### INSTRUCTIONS FOR THE TASK
Set the lines down again exactly, first line through the line that contains "const P = () => <i>P</i>;", with no pictures.

## BEGIN INFORMATION PROVIDED

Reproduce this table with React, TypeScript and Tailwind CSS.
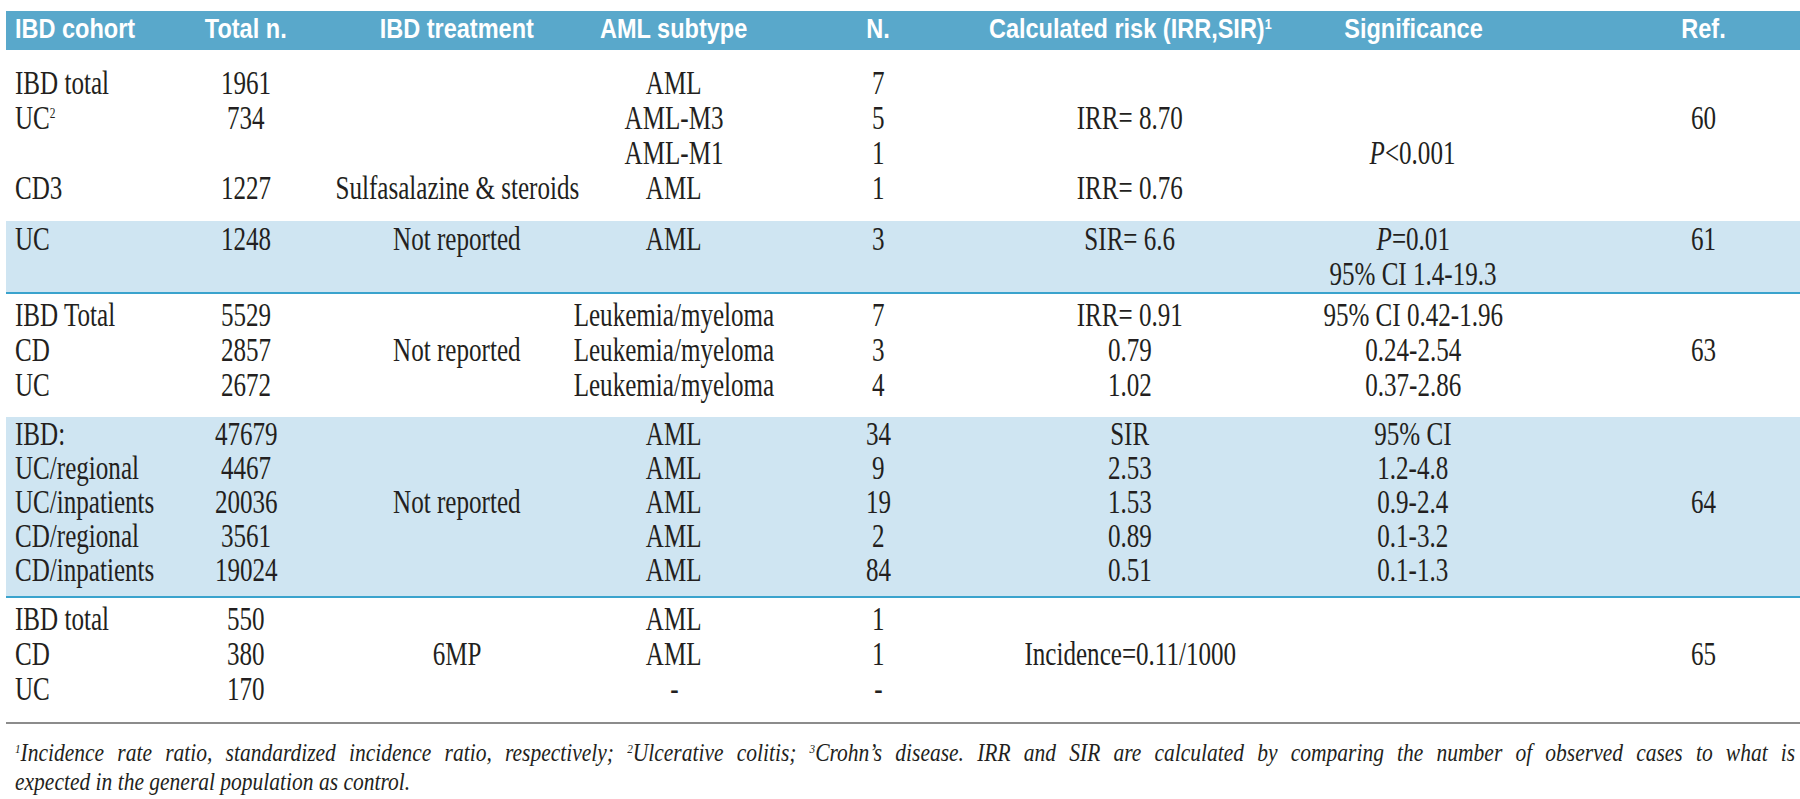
import React from 'react';

type Cell = React.ReactNode;

// column grid: cohort | total | treatment | subtype | N | risk | significance | ref
const COLS = 'grid grid-cols-[154px_172px_250px_184px_224px_280px_286px_244px]';

const Txt = ({ children, left }: { children: React.ReactNode; left?: boolean }) => (
  <span
    className={
      left
        ? 'inline-block whitespace-nowrap scale-x-[0.76] origin-left'
        : 'inline-block whitespace-nowrap scale-x-[0.76] origin-center'
    }
  >
    {children}
  </span>
);

const Line = ({ cells, rowClass }: { cells: Cell[]; rowClass: string }) => (
  <div className={`${COLS} ${rowClass}`}>
    {cells.map((c, i) => (
      <div
        key={i}
        className={
          i === 0
            ? 'flex justify-start pl-[9px]'
            : i === 7
            ? 'flex justify-center pl-[50px]'
            : 'flex justify-center'
        }
      >
        {c !== null && c !== '' ? <Txt left={i === 0}>{c}</Txt> : null}
      </div>
    ))}
  </div>
);

const P = () => <i>P</i>;

const group1: Cell[][] = [
  ['IBD total', '1961', '', 'AML', '7', '', '', ''],
  [
    <>
      UC<span className="relative -top-[11px] text-[15px]">2</span>
    </>,
    '734',
    '',
    'AML-M3',
    '5',
    'IRR= 8.70',
    '',
    '60',
  ],
  ['', '', '', 'AML-M1', '1', '', <><P />&lt;0.001</>, ''],
  ['CD3', '1227', 'Sulfasalazine & steroids', 'AML', '1', 'IRR= 0.76', '', ''],
];

const band1: Cell[][] = [
  ['UC', '1248', 'Not reported', 'AML', '3', 'SIR= 6.6', <><P />=0.01</>, '61'],
  ['', '', '', '', '', '', '95% CI 1.4-19.3', ''],
];

const group2: Cell[][] = [
  ['IBD Total', '5529', '', 'Leukemia/myeloma', '7', 'IRR= 0.91', '95% CI 0.42-1.96', ''],
  ['CD', '2857', 'Not reported', 'Leukemia/myeloma', '3', '0.79', '0.24-2.54', '63'],
  ['UC', '2672', '', 'Leukemia/myeloma', '4', '1.02', '0.37-2.86', ''],
];

const band2: Cell[][] = [
  ['IBD:', '47679', '', 'AML', '34', 'SIR', '95% CI', ''],
  ['UC/regional', '4467', '', 'AML', '9', '2.53', '1.2-4.8', ''],
  ['UC/inpatients', '20036', 'Not reported', 'AML', '19', '1.53', '0.9-2.4', '64'],
  ['CD/regional', '3561', '', 'AML', '2', '0.89', '0.1-3.2', ''],
  ['CD/inpatients', '19024', '', 'AML', '84', '0.51', '0.1-1.3', ''],
];

const group4: Cell[][] = [
  ['IBD total', '550', '', 'AML', '1', '', '', ''],
  ['CD', '380', '6MP', 'AML', '1', 'Incidence=0.11/1000', '', '65'],
  ['UC', '170', '', '-', '-', '', '', ''],
];

const headers = [
  'IBD cohort',
  'Total n.',
  'IBD treatment',
  'AML subtype',
  'N.',
  <>
    Calculated risk (IRR,SIR)<span className="relative -top-[9px] text-[15px]">1</span>
  </>,
  'Significance',
  'Ref.',
];

const Sup = ({ n }: { n: string }) => <span className="relative -top-[8px] text-[13px]">{n}</span>;

export default function App() {
  return (
    <div className="w-[1800px] h-[799px] overflow-hidden bg-white text-[#231f20] pt-[11px]">
      {/* table */}
      <div className="pl-[6px]">
        <div className={`${COLS} h-[39px] bg-[#59a8cb] text-white font-['Liberation_Sans',Arial,sans-serif] font-bold text-[28px] leading-[35px]`}>
          {headers.map((h, i) => (
            <div
              key={i}
              className={
                i === 0
                  ? 'flex justify-start pl-[9px]'
                  : i === 7
                  ? 'flex justify-center pl-[50px]'
                  : 'flex justify-center'
              }
            >
              <span
                className={
                  i === 0
                    ? 'inline-block whitespace-nowrap scale-x-[0.84] origin-left'
                    : 'inline-block whitespace-nowrap scale-x-[0.84] origin-center'
                }
              >
                {h}
              </span>
            </div>
          ))}
        </div>

        <div className="font-['Liberation_Serif','Times_New_Roman',serif] text-[33px]">
          <div className="h-[171px] pt-[16px]">
            {group1.map((r, i) => (
              <Line key={i} cells={r} rowClass="h-[35px] leading-[35px]" />
            ))}
          </div>
          <div className="h-[73px] pt-[1px] bg-[#cfe5f2] border-b-2 border-[#3aa3cd]">
            {band1.map((r, i) => (
              <Line key={i} cells={r} rowClass="h-[35px] leading-[35px]" />
            ))}
          </div>
          <div className="h-[123px] pt-[4px]">
            {group2.map((r, i) => (
              <Line key={i} cells={r} rowClass="h-[35px] leading-[35px]" />
            ))}
          </div>
          <div className="h-[181px] bg-[#cfe5f2] border-b-2 border-[#3aa3cd]">
            {band2.map((r, i) => (
              <Line key={i} cells={r} rowClass="h-[34px] leading-[34px]" />
            ))}
          </div>
          <div className="h-[126px] pt-[4px] border-b-2 border-[#8c8c8c]">
            {group4.map((r, i) => (
              <Line key={i} cells={r} rowClass="h-[35px] leading-[35px]" />
            ))}
          </div>
        </div>
      </div>

      {/* footnote, first line justified to the full width */}
      <div className="mt-[14px] pl-[15px] font-['Liberation_Serif','Times_New_Roman',serif] italic text-[25px] leading-[29px]">
        <div className="whitespace-nowrap h-[29px]">
          <span className="inline-block w-[2070px] text-justify [text-align-last:justify] scale-x-[0.86] origin-left">
            <Sup n="1" />Incidence rate ratio, standardized incidence ratio, respectively; <Sup n="2" />Ulcerative colitis;{' '}
            <Sup n="3" />Crohn’s disease. IRR and SIR are calculated by comparing the number of observed cases to what is
          </span>
        </div>
        <div className="whitespace-nowrap h-[29px]">
          <span className="inline-block scale-x-[0.86] origin-left">
            expected in the general population as control.
          </span>
        </div>
      </div>
    </div>
  );
}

## END INFORMATION PROVIDED

### EXERCISE OUTPUT
Reproduce this table with React, TypeScript and Tailwind CSS.
import React from 'react';

type Cell = React.ReactNode;

// column grid: cohort | total | treatment | subtype | N | risk | significance | ref
const COLS = 'grid grid-cols-[154px_172px_250px_184px_224px_280px_286px_244px]';

const Txt = ({ children, left }: { children: React.ReactNode; left?: boolean }) => (
  <span
    className={
      left
        ? 'inline-block whitespace-nowrap scale-x-[0.76] origin-left'
        : 'inline-block whitespace-nowrap scale-x-[0.76] origin-center'
    }
  >
    {children}
  </span>
);

const Line = ({ cells, rowClass }: { cells: Cell[]; rowClass: string }) => (
  <div className={`${COLS} ${rowClass}`}>
    {cells.map((c, i) => (
      <div
        key={i}
        className={
          i === 0
            ? 'flex justify-start pl-[9px]'
            : i === 7
            ? 'flex justify-center pl-[50px]'
            : 'flex justify-center'
        }
      >
        {c !== null && c !== '' ? <Txt left={i === 0}>{c}</Txt> : null}
      </div>
    ))}
  </div>
);

const P = () => <i>P</i>;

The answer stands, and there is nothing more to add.